Mi particular amanecer de Viernes Santo

Hay pocas cosas que me hacen sentir tan viva, que me dejan sin aliento y despiertan en mí incluso las emociones más profundas que guardo bajo llave. Mi auténtica debilidad, la madrugada del Viernes Santo.

El griterío inunda la plaza, nervios a flor de piel mientras una marea de cofrades y cruces se abren hueco entre la multitud. Hace apenas unas horas el miserere acarició el corazón de los zamoranos, pero ahora está a punto de comenzar otro capítulo de la Pasión, y es que ésta es una noche de emociones.

Ya son las cuatro de la mañana, fiel a mi cita espero junto a San Juan uno de los momentos más bonitos del año. Todo está listo, el clarinete, las partituras, las camisetas térmicas imprescindibles para soportar el frío de la noche, y sobre todo la ilusión, pues sin ella sería imposible sobrellevar el ritmo tan intenso de la semana.

Los nervios se apoderan de mí cuando por fin entramos en la Iglesia, y allí está, esperando paciente, Jesús Camino del Calvario. Desde que el Lunes Santo es trasladado del museo, la visita a San Juan es obligada, “ya estás listo, qué bonito entrar y verte de nuevo, el Viernes nos vemos”.  Pero parece que ahora, cuando casi van a dar las cinco, lo miro con otros ojos, más bonito si cabe.

No sabría explicar por qué, pero desde que le acompañé por primera vez hace ya nueve años, siento un cariño especial por este paso, por lo que significa, por las sensaciones tan bonitas que despierta en mí.
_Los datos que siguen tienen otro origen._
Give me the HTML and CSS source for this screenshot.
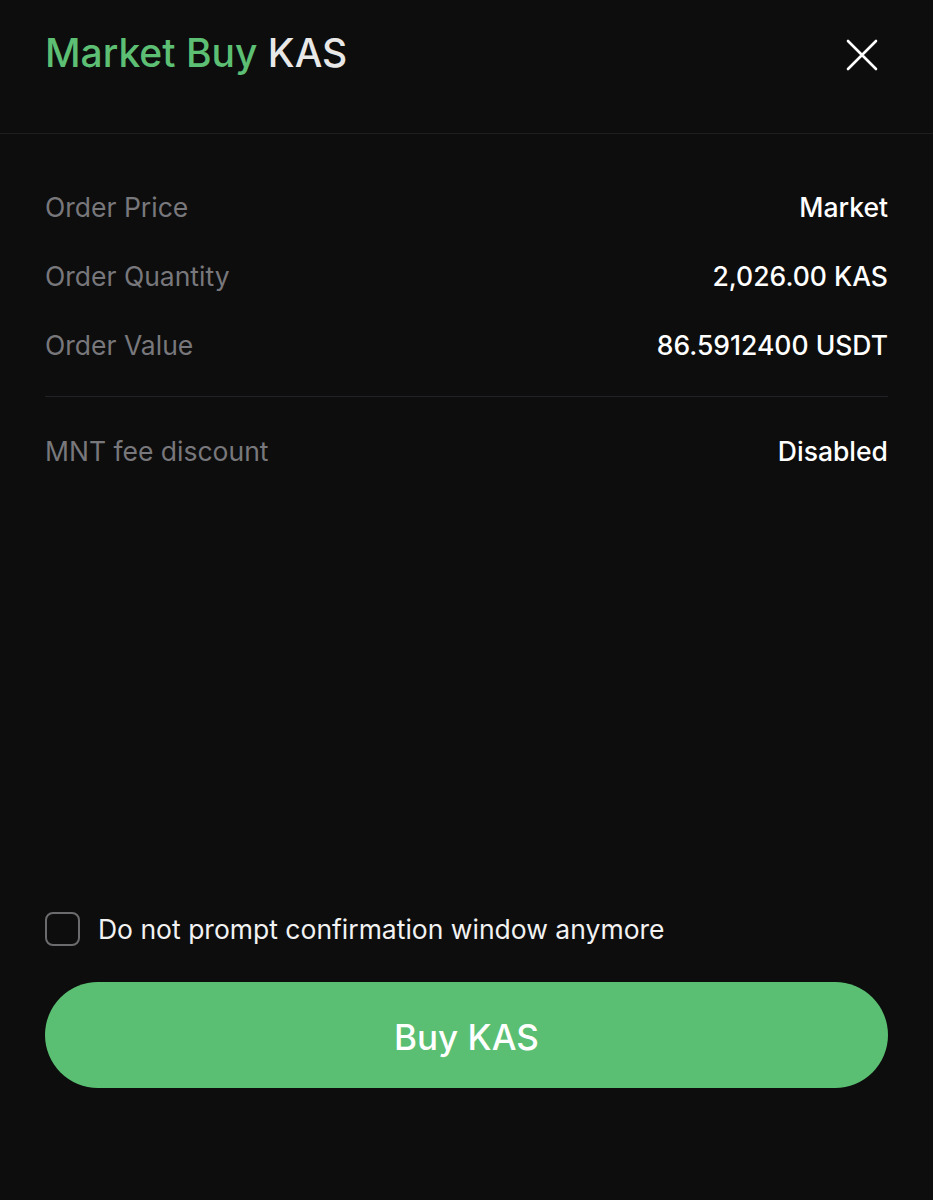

Ese vínculo cosido por emociones que nació la primera vez que toqué Thalberg en San Juan, se ha convertido en eterno y visible a los ojos del alma.

La Iglesia está abarrotada, pero a pesar del griterío siempre encuentro ese momento, ese pequeño instante en el que miro el paso y logro escuchar el silencio. Tengo esa extraña sensación de que la gente desaparece, de que Él entiende la enorme emoción que me invade por dentro.

La corneta del Merlú dispara el corazón de Zamora, ahora sí, resuena el tambor y se escucha la voz del jefe de paso “¡uno, dos, tres!” El paso se levanta como nadie, con las ganas contenidas de todo un año, con la rabia de quien quiere tocar el cielo, con la fuerza del corazón entregado, que sin duda, supera todas las demás. Y al fin llega el momento de tocar la Marcha Fúnebre de Thalberg. Una marea de emociones recorre mi cuerpo, y es que pocas cosas me arañan el alma como lo hace ese momento. El paso avanza mecido en los acordes de una marcha que se ha convertido himno, en seña de identidad de una ciudad que vibra cada Viernes Santo. La plaza entera canta, Zamora está más viva que nunca.

En la oscuridad de la noche comienza una procesión que camina hacia el amanecer, un año más comienza la madrugada más bonita del año, la madrugada del Viernes Santo.